Un punto cruciale toccato dagli appunti riguardava la natura stessa dell'arte. Si sottolineava come l'arte fosse intesa come un'espressione individuale plausibile ma relativa, strettamente legata a un determinato periodo storico. Questa relatività si acuiva nel confronto con una "cultura elettronica, digitale", seppur ancora "in nuce", che prometteva di ridefinire i confini dell'espressione e della fruizione artistica.
Un'amara constatazione emergeva riguardo al disinteresse dello Stato nei confronti di queste forme di "arte bassa" che si manifestavano attraverso il digitale. Una miopia che, purtroppo, ha spesso caratterizzato l'approccio delle istituzioni verso le nuove tecnologie e le loro implicazioni culturali. Si paventava, inoltre, una potenziale sostituzione della cultura alta da parte della cultura di massa, un timore che rifletteva le ansie di un'epoca di cambiamento.
Gli appunti proseguivano analizzando il rapporto tra l'arte e la cultura di massa, evidenziando una "funzionalizzazione delle capacità artistiche ad altre cose quali denaro, stato sociale ecc.". Un'osservazione acuta sulla potenziale mercificazione e strumentalizzazione dell'arte in un contesto dominato dalla logica del mercato e della comunicazione di massa.

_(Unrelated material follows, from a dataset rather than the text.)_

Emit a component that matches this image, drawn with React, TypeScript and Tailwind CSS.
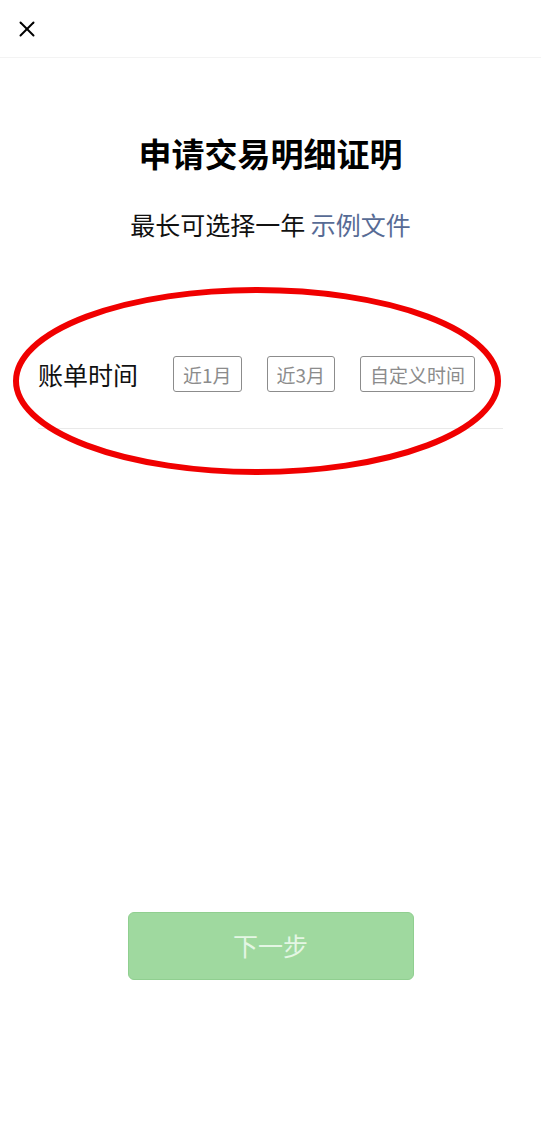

Un passaggio fondamentale sottolineava come l'arte fosse originariamente valutabile per parametri interni, legati alla sua intrinseca qualità espressiva e concettuale. La cultura di massa, invece, nasceva contemporaneamente alla metamorfosi dei prodotti dell'arte da prodotti funzionali alla cultura e alla società in cui si produce, all'arte funzionale ad ambiti totalmente opposti. Questa riflessione evidenziava una perdita di autonomia dell'arte, sempre più influenzata da logiche esterne.

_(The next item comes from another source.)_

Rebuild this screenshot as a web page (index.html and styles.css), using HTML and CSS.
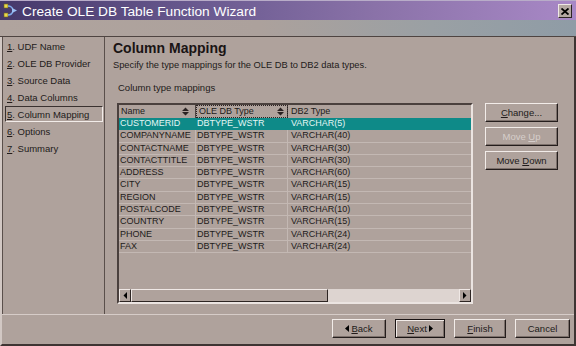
FILE: index.html
```html
<!DOCTYPE html>
<html>
<head>
<meta charset="utf-8">
<link rel="stylesheet" href="styles.css">
</head>
<body>
<div class="window">
  <div class="titlebar">
    <svg class="appicon" width="16" height="16" viewBox="0 0 16 16">
      <rect x="1" y="1" width="4" height="4" fill="#e8d84a" stroke="#6a6020" stroke-width="0.6"/>
      <rect x="1" y="10" width="4" height="4" fill="#e8d84a" stroke="#6a6020" stroke-width="0.6"/>
      <path d="M5 3 Q9 3 10 7 M5 12 Q9 12 10 8" fill="none" stroke="#7fa8e8" stroke-width="1.4"/>
      <path d="M9 5 L14 7.5 L9 10 Z" fill="#9cc0f4"/>
    </svg>
    <span class="title">Create OLE DB Table Function Wizard</span>
    <span class="close">
      <svg width="8" height="7" viewBox="0 0 8 7"><path d="M0.5 0.5 L7.5 6.5 M7.5 0.5 L0.5 6.5" stroke="#000" stroke-width="1.8"/></svg>
    </span>
  </div>
  <div class="band"></div>
  <div class="frame">
    <div class="body">
      <nav class="steps">
        <div class="step"><u>1</u>. UDF Name</div>
        <div class="step"><u>2</u>. OLE DB Provider</div>
        <div class="step"><u>3</u>. Source Data</div>
        <div class="step"><u>4</u>. Data Columns</div>
        <div class="step current"><u>5</u>. Column Mapping</div>
        <div class="step"><u>6</u>. Options</div>
        <div class="step"><u>7</u>. Summary</div>
      </nav>
      <main class="page">
        <h1 class="heading">Column Mapping</h1>
        <p class="desc">Specify the type mappings for the OLE DB to DB2 data types.</p>
        <div class="label">Column type mappings</div>
        <div class="mapping">
          <div class="table">
            <div class="thead">
              <div class="th"><span>Name</span><svg class="sort" width="7" height="9" viewBox="0 0 7 9"><path d="M0 4 L3.5 0.5 L7 4 Z M0 5 L3.5 8.5 L7 5 Z" fill="#2a2222"/></svg></div>
              <div class="th focus"><span>OLE DB Type</span><svg class="sort" width="7" height="9" viewBox="0 0 7 9"><path d="M0 4 L3.5 0.5 L7 4 Z M0 5 L3.5 8.5 L7 5 Z" fill="#2a2222"/></svg></div>
              <div class="th last"><span>DB2 Type</span></div>
            </div>
            <div class="rows">
              <div class="tr selected"><div class="td">CUSTOMERID</div><div class="td">DBTYPE_WSTR</div><div class="td">VARCHAR(5)</div></div>
              <div class="tr"><div class="td">COMPANYNAME</div><div class="td">DBTYPE_WSTR</div><div class="td">VARCHAR(40)</div></div>
              <div class="tr"><div class="td">CONTACTNAME</div><div class="td">DBTYPE_WSTR</div><div class="td">VARCHAR(30)</div></div>
              <div class="tr"><div class="td">CONTACTTITLE</div><div class="td">DBTYPE_WSTR</div><div class="td">VARCHAR(30)</div></div>
              <div class="tr"><div class="td">ADDRESS</div><div class="td">DBTYPE_WSTR</div><div class="td">VARCHAR(60)</div></div>
              <div class="tr"><div class="td">CITY</div><div class="td">DBTYPE_WSTR</div><div class="td">VARCHAR(15)</div></div>
              <div class="tr"><div class="td">REGION</div><div class="td">DBTYPE_WSTR</div><div class="td">VARCHAR(15)</div></div>
              <div class="tr"><div class="td">POSTALCODE</div><div class="td">DBTYPE_WSTR</div><div class="td">VARCHAR(10)</div></div>
              <div class="tr"><div class="td">COUNTRY</div><div class="td">DBTYPE_WSTR</div><div class="td">VARCHAR(15)</div></div>
              <div class="tr"><div class="td">PHONE</div><div class="td">DBTYPE_WSTR</div><div class="td">VARCHAR(24)</div></div>
              <div class="tr"><div class="td">FAX</div><div class="td">DBTYPE_WSTR</div><div class="td">VARCHAR(24)</div></div>
            </div>
            <div class="hscroll">
              <div class="sbtn"><svg width="4" height="7" viewBox="0 0 4 7"><path d="M4 0 L0.5 3.5 L4 7 Z" fill="#000"/></svg></div>
              <div class="track"><div class="thumb"></div></div>
              <div class="sbtn"><svg width="4" height="7" viewBox="0 0 4 7"><path d="M0 0 L3.5 3.5 L0 7 Z" fill="#000"/></svg></div>
            </div>
          </div>
          <div class="side">
            <div class="btn"><span><u>C</u>hange...</span></div>
            <div class="btn disabled"><span>Move <u>U</u>p</span></div>
            <div class="btn"><span>Move <u>D</u>own</span></div>
          </div>
        </div>
      </main>
    </div>
    <footer class="footer">
      <div class="btn w-back"><svg class="arrow-l" width="4" height="7" viewBox="0 0 4 7"><path d="M4 0 L0 3.5 L4 7 Z" fill="#000"/></svg><span><u>B</u>ack</span></div>
      <div class="btn w-next default"><span><u>N</u>ext</span><svg class="arrow-r" width="4" height="7" viewBox="0 0 4 7"><path d="M0 0 L4 3.5 L0 7 Z" fill="#000"/></svg></div>
      <div class="btn w-finish"><span><u>F</u>inish</span></div>
      <div class="btn w-cancel"><span>Cancel</span></div>
    </footer>
  </div>
</div>
</body>
</html>
```

FILE: styles.css
```css
* { box-sizing: border-box; }
html, body { margin: 0; padding: 0; }
body {
  width: 576px;
  height: 346px;
  overflow: hidden;
  background: #afa29c;
  font-family: "Liberation Sans", Arial, sans-serif;
  color: #221b1a;
}
.window {
  width: 576px;
  height: 346px;
  display: flex;
  flex-direction: column;
  background: #afa29c;
}
.titlebar {
  height: 20px;
  flex: none;
  display: flex;
  align-items: flex-start;
  background: linear-gradient(90deg, #45386a 0%, #6a5a90 35%, #8a72a8 65%, #a888c6 100%);
  border-top: 1px solid #b8acc8;
}
.appicon { margin: 2px 0 0 3px; flex: none; }
.title {
  margin-left: 3px;
  padding-top: 2px;
  font-size: 13.7px;
  line-height: 18px;
  color: #ffffff;
  white-space: nowrap;
}
.close {
  margin: 3px 4px 0 auto;
  width: 14px;
  height: 14px;
  display: flex;
  align-items: center;
  justify-content: center;
  background: #b4a8a2;
  border: 1px solid;
  border-color: #efe8e5 #2d2523 #2d2523 #efe8e5;
}
.band {
  height: 17px;
  flex: none;
  background: linear-gradient(90deg, #b0a49e 0%, #aca19c 45%, #9aa0a4 75%, #8f9ca6 100%);
  border-bottom: 1px solid #4e4441;
}
.frame {
  flex: 1;
  display: flex;
  flex-direction: column;
  border-left: 2px solid #d2c8c4;
  border-right: 2px solid #3e3533;
  border-bottom: 2px solid #3e3533;
}
.body {
  height: 278px;
  flex: none;
  display: flex;
  border-bottom: 1px solid #d6ccc8;
}
.steps {
  width: 103px;
  flex: none;
  border-left: 1px solid #5a4f4b;
  border-right: 1px solid #5a4f4b;
  padding-top: 1px;
}
.step {
  height: 17px;
  margin: 0 1px 0 2px;
  padding-left: 1px;
  border: 1px solid transparent;
  font-size: 9.5px;
  line-height: 15px;
  white-space: nowrap;
}
.step.current {
  border-color: #3a3230 #f2ece9 #f2ece9 #3a3230;
  height: 16px;
  margin-bottom: 1px;
}
.page {
  flex: 1;
  padding: 3px 0 0 8px;
}
.heading {
  margin: 0;
  font-size: 14px;
  line-height: 16px;
  font-weight: bold;
  color: #1a1414;
}
.desc {
  margin: 3px 0 0 0;
  font-size: 9.3px;
  line-height: 12px;
}
.label {
  margin: 11px 0 0 5px;
  font-size: 9.5px;
  line-height: 12px;
}
.mapping {
  display: flex;
  align-items: flex-start;
  margin: 9px 0 0 4px;
  gap: 12px;
}
.table {
  width: 356px;
  height: 201px;
  display: flex;
  flex-direction: column;
  border: 2px solid;
  border-color: #4a403d #ebe4e1 #ebe4e1 #4a403d;
}
.thead {
  height: 13px;
  flex: none;
  display: grid;
  grid-template-columns: 77px 92px 1fr;
  font-size: 9px;
}
.th {
  display: flex;
  align-items: center;
  justify-content: space-between;
  padding: 0 6px 0 2px;
  border-right: 1px solid #4e4441;
  line-height: 11px;
  white-space: nowrap;
}
.th.focus {
  outline: 1px dotted #2a2222;
  outline-offset: -1px;
  padding-left: 3px;
  padding-right: 3px;
}
.th.last { border-right: none; padding-left: 3px; }
.sort { flex: none; }
.rows {
  flex: 1;
  display: grid;
  grid-auto-rows: 12.3px;
  align-content: start;
  font-size: 9px;
}
.tr {
  display: grid;
  grid-template-columns: 77px 92px 1fr;
  border-bottom: 1px solid #c3b8b3;
}
.td {
  padding-left: 1px;
  line-height: 11.3px;
  white-space: nowrap;
  overflow: hidden;
  border-right: 1px solid #c3b8b3;
}
.td:last-child { border-right: none; padding-left: 3px; }
.tr.selected {
  background: #0e8a88;
  color: #e4f6f4;
  border-bottom-color: #0e8a88;
}
.tr.selected .td { border-right-color: #0e8a88; }
.hscroll {
  height: 13px;
  flex: none;
  display: flex;
}
.sbtn {
  width: 12px;
  flex: none;
  display: flex;
  align-items: center;
  justify-content: center;
  background: #afa29c;
  border: 1px solid;
  border-color: #efe8e5 #2d2523 #2d2523 #efe8e5;
}
.track {
  flex: 1;
  background: #ddd4d0;
  display: flex;
}
.thumb {
  width: 197px;
  background: #afa29c;
  border: 1px solid;
  border-color: #efe8e5 #2d2523 #2d2523 #efe8e5;
}
.side {
  width: 73px;
  display: flex;
  flex-direction: column;
  gap: 5px;
}
.btn {
  height: 19px;
  display: flex;
  align-items: center;
  justify-content: center;
  background: #afa29c;
  border: 1px solid;
  border-color: #f2ece9 #241d1c #241d1c #f2ece9;
  box-shadow: inset -1px -1px 0 #7c706b;
  font-size: 9.5px;
  white-space: nowrap;
}
.arrow-l { margin-right: 2px; }
.arrow-r { margin-left: 2px; }
.btn.disabled { color: #d6cecb; }
.btn.default {
  border-color: #1a1414;
  box-shadow: inset 1px 1px 0 #f2ece9, inset -1px -1px 0 #7c706b;
}
.footer {
  flex: 1;
  display: flex;
  justify-content: flex-end;
  align-items: flex-start;
  gap: 9px;
  padding: 4px 4px 0 0;
}
.w-back { width: 54px; }
.w-next { width: 50px; }
.w-finish { width: 52px; }
.w-cancel { width: 55px; }
```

Il rapporto tra "arte e nuove tecnologie del tempo" veniva identificato come un motore di questo cambiamento. L'arte si svincolava dalla funzionalizzazione anche grazie all'interferenza di fotografia e cinema, due medium che avevano già scosso le certezze sul ruolo e la natura dell'espressione artistica. Questi fenomeni non solo modificavano le attribuzioni di senso, ma, insieme all'informatica e al digitale, smottavano le cose stesse. La rivoluzione digitale ci poneva di fronte alla necessità di "pensare quali nuove cose mettere sui muri o nelle stanze e a ripensare anche la natura e la sostanza della parete stessa". Una metafora potente che alludeva alla trasformazione degli spazi espositivi istituzionali e non e, più in generale, dei luoghi della cultura nell'era digitale.

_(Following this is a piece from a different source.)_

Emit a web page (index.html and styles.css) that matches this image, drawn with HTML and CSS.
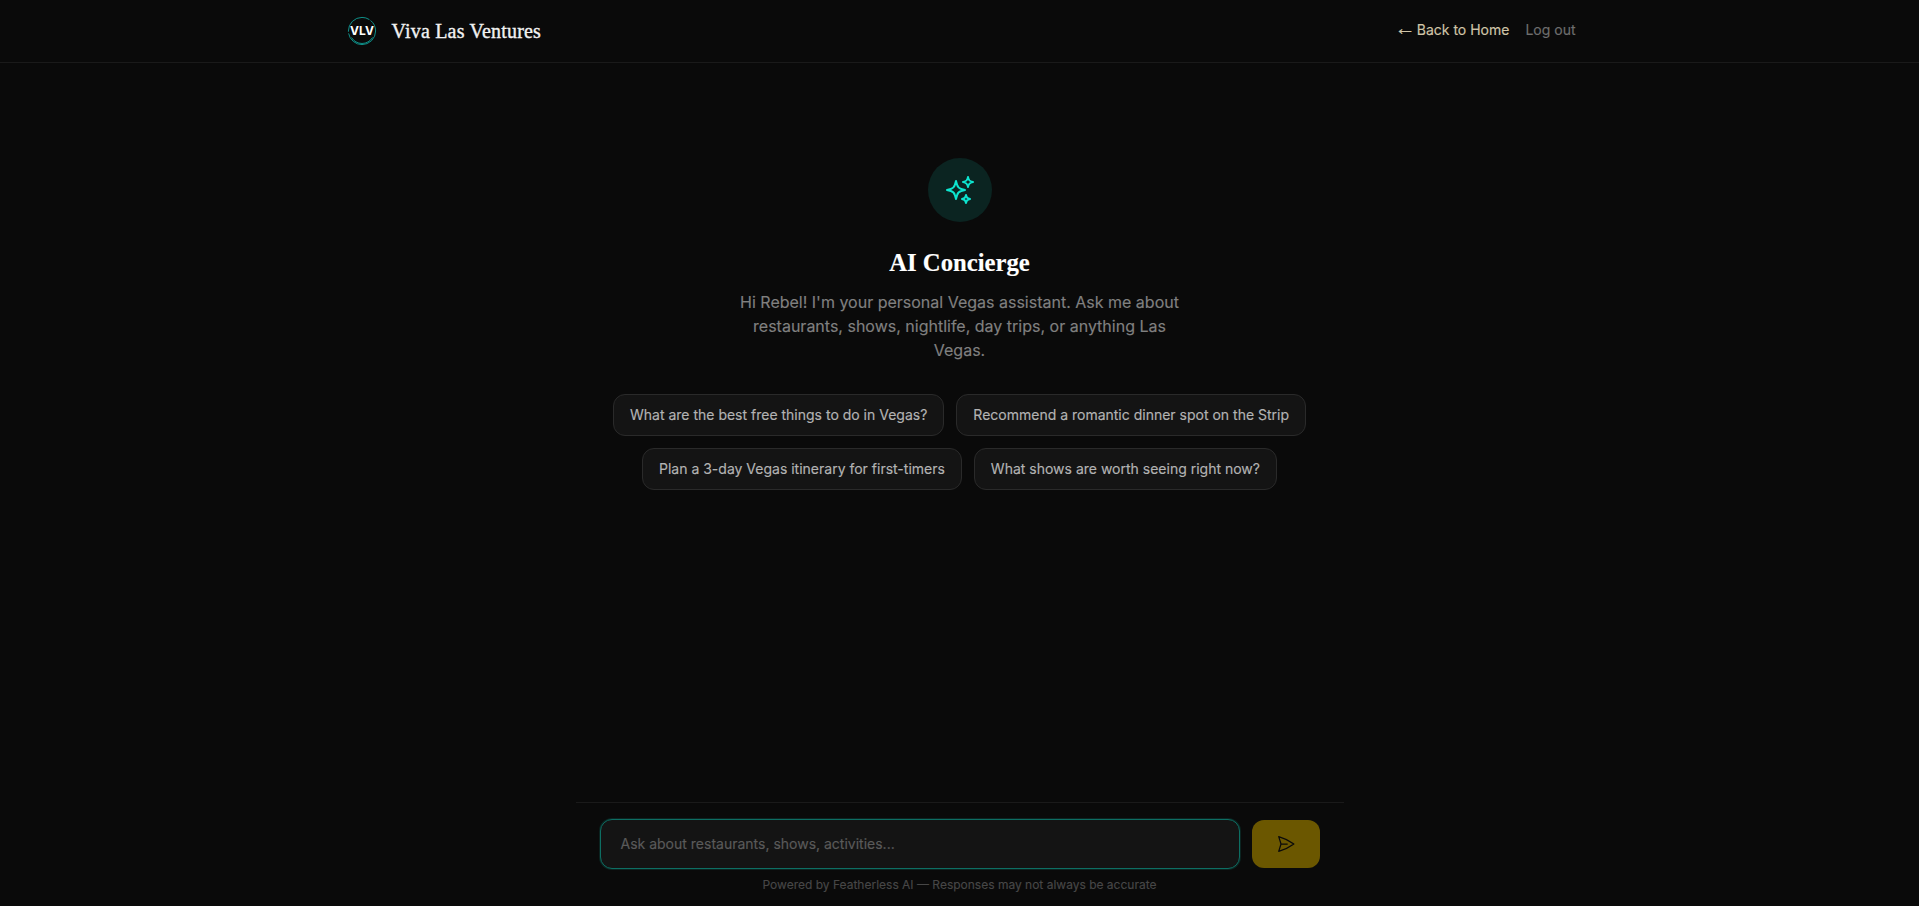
FILE: index.html
```html
<!DOCTYPE html>
<html lang="en">
<head>
<meta charset="utf-8">
<title>AI Concierge</title>
<link rel="stylesheet" href="styles.css">
</head>
<body>
<header class="nav">
  <div class="nav-inner">
    <a class="brand">
      <svg class="logo" viewBox="0 0 32 32" fill="none">
        <circle cx="16" cy="16" r="13.6" stroke="#0f8f88" stroke-width="1" stroke-dasharray="40 1.5 30 1.5"/>
        <path d="M5.5 22.5A12.2 12.2 0 0 0 26.5 22.5" stroke="#0f8f88" stroke-width="1"/>
        <text x="16" y="20.2" class="logo-text">VLV</text>
      </svg>
      <span class="brand-name">Viva Las Ventures</span>
    </a>
    <nav class="nav-links">
      <a class="back"><span class="arrow">←</span> Back to Home</a>
      <a class="logout">Log out</a>
    </nav>
  </div>
</header>
<main class="chat">
  <section class="welcome">
    <div class="icon-circle">
      <svg class="sparkle" viewBox="0 0 24 24" fill="none" stroke="#0de5cf" stroke-width="1.5" stroke-linecap="round" stroke-linejoin="round">
        <path d="M9.813 15.904L9 18.75l-.813-2.846a4.5 4.5 0 00-3.09-3.09L2.25 12l2.846-.813a4.5 4.5 0 003.09-3.09L9 5.25l.813 2.846a4.5 4.5 0 003.09 3.09L15.75 12l-2.846.813a4.5 4.5 0 00-3.09 3.09zM18.259 8.715L18 9.75l-.259-1.035a3.375 3.375 0 00-2.455-2.456L14.25 6l1.036-.259a3.375 3.375 0 002.455-2.456L18 2.25l.259 1.035a3.375 3.375 0 002.456 2.456L21.75 6l-1.035.259a3.375 3.375 0 00-2.456 2.456zM16.894 20.567L16.5 21.75l-.394-1.183a2.25 2.25 0 00-1.423-1.423L13.5 18.75l1.183-.394a2.25 2.25 0 001.423-1.423l.394-1.183.394 1.183a2.25 2.25 0 001.423 1.423l1.183.394-1.183.394a2.25 2.25 0 00-1.423 1.423z"/>
      </svg>
    </div>
    <h1 class="title">AI Concierge</h1>
    <p class="intro">Hi Rebel! I'm your personal Vegas assistant. Ask me about restaurants, shows, nightlife, day trips, or anything Las Vegas.</p>
    <div class="chips">
      <button class="chip">What are the best free things to do in Vegas?</button>
      <button class="chip">Recommend a romantic dinner spot on the Strip</button>
      <button class="chip">Plan a 3-day Vegas itinerary for first-timers</button>
      <button class="chip">What shows are worth seeing right now?</button>
    </div>
  </section>
  <section class="composer">
    <div class="composer-row">
      <div class="input">Ask about restaurants, shows, activities...</div>
      <button class="send" aria-label="Send">
        <svg class="send-icon" viewBox="0 0 24 24" fill="none" stroke="#0a0a0a" stroke-width="1.5" stroke-linecap="round" stroke-linejoin="round">
          <path d="M6 12L3.269 3.126A59.768 59.768 0 0121.485 12 59.77 59.77 0 013.27 20.876L5.999 12zm0 0h7.5"/>
        </svg>
      </button>
    </div>
    <p class="disclaimer">Powered by Featherless AI — Responses may not always be accurate</p>
  </section>
</main>
</body>
</html>
```
FILE: styles.css
```css
* { box-sizing: border-box; margin: 0; padding: 0; }
html, body { height: 100%; }
body {
  background: #0a0a0a;
  color: #fff;
  font-family: Inter, "Liberation Sans", sans-serif;
  -webkit-text-stroke: 0.15px;
  display: flex;
  flex-direction: column;
  height: 906px;
  overflow: hidden;
}
.nav { height: 63px; border-bottom: 1px solid #1a1a1a; flex: none; }
.nav-inner {
  width: 1280px;
  margin: 0 auto;
  padding: 0 24px;
  height: 100%;
  display: flex;
  align-items: center;
  justify-content: space-between;
}
.brand { display: flex; align-items: center; gap: 14px; padding-left: 2px; }
.logo { width: 32px; height: 32px; display: block; }
.logo-text { font: 700 12px Inter, sans-serif; fill: #fff; text-anchor: middle; }
.brand-name { font: 400 20px/30px "Liberation Serif", serif; color: #f2f2f2; -webkit-text-stroke: 0.35px #f2f2f2; letter-spacing: 0.2px; }
.nav-links { display: flex; gap: 16px; font-size: 14px; line-height: 20px; margin-top: -3px; }
.back { color: #d0c5a8; }
.arrow { font-family: "Liberation Sans", sans-serif; font-size: 21px; line-height: 0; letter-spacing: -3px; }
.logout { color: #6e6e6e; }
.chat {
  width: 768px;
  margin: 0 auto;
  flex: 1;
  display: flex;
  flex-direction: column;
}
.welcome {
  flex: 1;
  padding-top: 95px;
  display: flex;
  flex-direction: column;
  align-items: center;
}
.icon-circle {
  width: 64px;
  height: 64px;
  border-radius: 50%;
  background: #0b2421;
  display: flex;
  align-items: center;
  justify-content: center;
  margin-bottom: 24px;
}
.sparkle { width: 32px; height: 32px; }
.title {
  font: 700 24.7px/34px "Liberation Serif", serif;
  color: #fff;
  margin-bottom: 10px;
}
.intro {
  width: 448px;
  font-size: 16px;
  line-height: 24px;
  color: #808080;
  text-align: center;
  margin-bottom: 32px;
}
.chips {
  width: 720px;
  display: flex;
  flex-wrap: wrap;
  justify-content: center;
  gap: 12px;
}
.chip {
  height: 42px;
  padding: 0 16px 1px;
  background: #141414;
  border: 1px solid #2a2a2a;
  border-radius: 12px;
  color: #b3b3b3;
  font: 400 14px Inter, sans-serif;
  -webkit-text-stroke: 0.15px;
}
.composer { border-top: 1px solid #1a1a1a; padding: 16px 24px 13px; flex: none; }
.composer-row { display: flex; gap: 12px; align-items: center; }
.input {
  flex: 1;
  height: 50px;
  padding: 0 20px 1px;
  display: flex;
  align-items: center;
  background: #141414;
  border: 1px solid #0d6e63;
  border-radius: 12px;
  box-shadow: 0 0 0 1px #0b2421;
  color: #5a5a5a;
  font-size: 14px;
}
.send {
  width: 68px;
  height: 48px;
  border: none;
  border-radius: 12px;
  background: #6b5700;
  display: flex;
  align-items: center;
  justify-content: center;
}
.send-icon { width: 20px; height: 20px; }
.disclaimer {
  margin-top: 8px;
  font-size: 12px;
  line-height: 16px;
  color: #474747;
  text-align: center;
}
```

La riflessione si concludeva con un'osservazione sulla progressiva divergenza tra "arte alta e arte di massa", inizialmente più coincidenti, e si richiamavano i fenomeni di "estetica e produzione artistica post medioevo" e la distinzione tra "Arte/Artigianato" e "Arte alta/Cultura di massa". Infine, veniva citata la figura di Duchamp come un momento di svolta in cui si era cominciato a "dividere" il senso dell'arte, aprendo la strada a nuove definizioni e interpretazioni.
Questi appunti del 1998, pur nella loro concisione, offrono spunti di riflessione ancora oggi estremamente pertinenti. Ci invitano a riconsiderare le categorie culturali ereditate dal passato, a comprendere la profonda trasformazione innescata dalla rivoluzione digitale e a interrogarci sul futuro dell'arte in un'infosfera sempre più complessa e pervasiva. Un prezioso promemoria di come le intuizioni di un passato ancora analogico possano illuminare le sfide e le opportunità del nostro presente digitale.